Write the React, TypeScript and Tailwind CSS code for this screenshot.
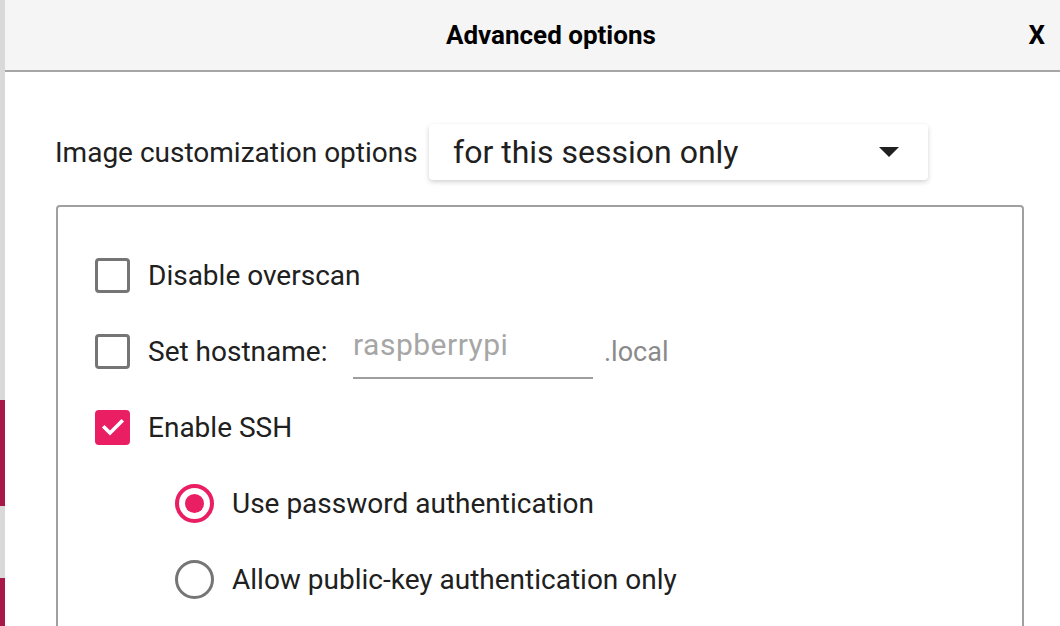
import React from 'react';

const Checkbox = ({ checked = false }: { checked?: boolean }) =>
  checked ? (
    <span className="flex h-[35px] w-[35px] shrink-0 items-center justify-center rounded-[4px] bg-[#e91e63]">
      <svg width="24" height="24" viewBox="0 0 24 24" fill="none">
        <path d="M3.5 12.5l5.5 5.5L20.5 6.5" stroke="#fff" strokeWidth="3.6" strokeLinecap="square" />
      </svg>
    </span>
  ) : (
    <span className="block h-[35px] w-[35px] shrink-0 rounded-[4px] border-[3px] border-[#757575] bg-white" />
  );

const Radio = ({ checked = false }: { checked?: boolean }) => (
  <span
    className={
      checked
        ? 'flex h-[39px] w-[39px] shrink-0 items-center justify-center rounded-full border-[4px] border-[#e91e63]'
        : 'block h-[39px] w-[39px] shrink-0 rounded-full border-[3px] border-[#757575]'
    }
  >
    {checked && <span className="block h-[19px] w-[19px] rounded-full bg-[#e91e63]" />}
  </span>
);

export default function App() {
  return (
    <div className="flex h-[626px] w-[1060px] overflow-hidden bg-white font-['Roboto','Liberation_Sans',sans-serif] text-[#202020]">
      <div className="flex w-[5px] shrink-0 flex-col">
        <div className="h-[400px] bg-[#d9d9d9]" />
        <div className="h-[106px] bg-[#a8194a]" />
        <div className="h-[72px] bg-[#d9d9d9]" />
        <div className="flex-1 bg-[#a8194a]" />
      </div>
      <div className="flex min-w-0 flex-1 flex-col">
        <div className="flex h-[72px] shrink-0 items-center border-b-2 border-[#a6a6a6] bg-[#f5f5f5]">
          <span className="ml-[441px] text-[26px] font-bold text-black">Advanced options</span>
          <span className="ml-auto mr-[15px] text-[26px] font-bold text-black">X</span>
        </div>
        <div className="flex flex-col pl-[50px] pt-[52px]">
          <div className="flex h-[56px] items-center">
            <span className="w-[374px] shrink-0 whitespace-nowrap pt-[1px] text-[28px]">Image customization options</span>
            <div className="flex h-[56px] w-[499px] items-center rounded-[4px] bg-white pl-[24px] pr-[29px] shadow-[0_2px_5px_rgba(0,0,0,0.18)]">
              <span className="text-[32px]">for this session only</span>
              <svg className="ml-auto" width="20" height="10" viewBox="0 0 20 10">
                <path d="M0 0h20L10 10z" fill="#202020" />
              </svg>
            </div>
          </div>
          <div className="ml-[1px] mt-[25px] h-[460px] w-[968px] rounded-[4px] border-2 border-[#a0a0a0] pl-[37px] pt-[30px]">
            <div className="flex h-[76px] items-center">
              <Checkbox />
              <span className="ml-[18px] pt-[2px] text-[28px]">Disable overscan</span>
            </div>
            <div className="flex h-[76px] items-center">
              <Checkbox />
              <span className="ml-[18px] w-[205px] shrink-0 pt-[2px] text-[28px]">Set hostname:</span>
              <div className="flex h-[55px] w-[240px] items-start border-b-2 border-[#9e9e9e]">
                <span className="text-[30px] leading-[42px] tracking-[0.5px] text-[#a6a6a6]">raspberrypi</span>
              </div>
              <span className="ml-[11px] mt-[3px] text-[27px] text-[#8a8a8a]">.local</span>
            </div>
            <div className="flex h-[76px] items-center">
              <Checkbox checked />
              <span className="ml-[18px] pt-[2px] text-[28px]">Enable SSH</span>
            </div>
            <div className="flex h-[76px] items-center pl-[80px]">
              <Radio checked />
              <span className="ml-[18px] pt-[2px] text-[28px]">Use password authentication</span>
            </div>
            <div className="flex h-[76px] items-center pl-[80px]">
              <Radio />
              <span className="ml-[18px] pt-[2px] text-[28px]">Allow public-key authentication only</span>
            </div>
          </div>
        </div>
      </div>
    </div>
  );
}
::::
Task description >> Working from the material above, transcribe it exactly while omitting pictures.

The output >>
Write the React, TypeScript and Tailwind CSS code for this screenshot.
import React from 'react';

const Checkbox = ({ checked = false }: { checked?: boolean }) =>
  checked ? (
    <span className="flex h-[35px] w-[35px] shrink-0 items-center justify-center rounded-[4px] bg-[#e91e63]">
      <svg width="24" height="24" viewBox="0 0 24 24" fill="none">
        <path d="M3.5 12.5l5.5 5.5L20.5 6.5" stroke="#fff" strokeWidth="3.6" strokeLinecap="square" />
      </svg>
    </span>
  ) : (
    <span className="block h-[35px] w-[35px] shrink-0 rounded-[4px] border-[3px] border-[#757575] bg-white" />
  );

const Radio = ({ checked = false }: { checked?: boolean }) => (
  <span
    className={
      checked
        ? 'flex h-[39px] w-[39px] shrink-0 items-center justify-center rounded-full border-[4px] border-[#e91e63]'
        : 'block h-[39px] w-[39px] shrink-0 rounded-full border-[3px] border-[#757575]'
    }
  >
    {checked && <span className="block h-[19px] w-[19px] rounded-full bg-[#e91e63]" />}
  </span>
);

export default function App() {
  return (
    <div className="flex h-[626px] w-[1060px] overflow-hidden bg-white font-['Roboto','Liberation_Sans',sans-serif] text-[#202020]">
      <div className="flex w-[5px] shrink-0 flex-col">
        <div className="h-[400px] bg-[#d9d9d9]" />
        <div className="h-[106px] bg-[#a8194a]" />
        <div className="h-[72px] bg-[#d9d9d9]" />
        <div className="flex-1 bg-[#a8194a]" />
      </div>
      <div className="flex min-w-0 flex-1 flex-col">
        <div className="flex h-[72px] shrink-0 items-center border-b-2 border-[#a6a6a6] bg-[#f5f5f5]">
          <span className="ml-[441px] text-[26px] font-bold text-black">Advanced options</span>
          <span className="ml-auto mr-[15px] text-[26px] font-bold text-black">X</span>
        </div>
        <div className="flex flex-col pl-[50px] pt-[52px]">
          <div className="flex h-[56px] items-center">
            <span className="w-[374px] shrink-0 whitespace-nowrap pt-[1px] text-[28px]">Image customization options</span>
            <div className="flex h-[56px] w-[499px] items-center rounded-[4px] bg-white pl-[24px] pr-[29px] shadow-[0_2px_5px_rgba(0,0,0,0.18)]">
              <span className="text-[32px]">for this session only</span>
              <svg className="ml-auto" width="20" height="10" viewBox="0 0 20 10">
                <path d="M0 0h20L10 10z" fill="#202020" />
              </svg>
            </div>
          </div>
          <div className="ml-[1px] mt-[25px] h-[460px] w-[968px] rounded-[4px] border-2 border-[#a0a0a0] pl-[37px] pt-[30px]">
            <div className="flex h-[76px] items-center">
              <Checkbox />
              <span className="ml-[18px] pt-[2px] text-[28px]">Disable overscan</span>
            </div>
            <div className="flex h-[76px] items-center">
              <Checkbox />
              <span className="ml-[18px] w-[205px] shrink-0 pt-[2px] text-[28px]">Set hostname:</span>
              <div className="flex h-[55px] w-[240px] items-start border-b-2 border-[#9e9e9e]">
                <span className="text-[30px] leading-[42px] tracking-[0.5px] text-[#a6a6a6]">raspberrypi</span>
              </div>
              <span className="ml-[11px] mt-[3px] text-[27px] text-[#8a8a8a]">.local</span>
            </div>
            <div className="flex h-[76px] items-center">
              <Checkbox checked />
              <span className="ml-[18px] pt-[2px] text-[28px]">Enable SSH</span>
            </div>
            <div className="flex h-[76px] items-center pl-[80px]">
              <Radio checked />
              <span className="ml-[18px] pt-[2px] text-[28px]">Use password authentication</span>
            </div>
            <div className="flex h-[76px] items-center pl-[80px]">
              <Radio />
              <span className="ml-[18px] pt-[2px] text-[28px]">Allow public-key authentication only</span>
            </div>
          </div>
        </div>
      </div>
    </div>
  );
}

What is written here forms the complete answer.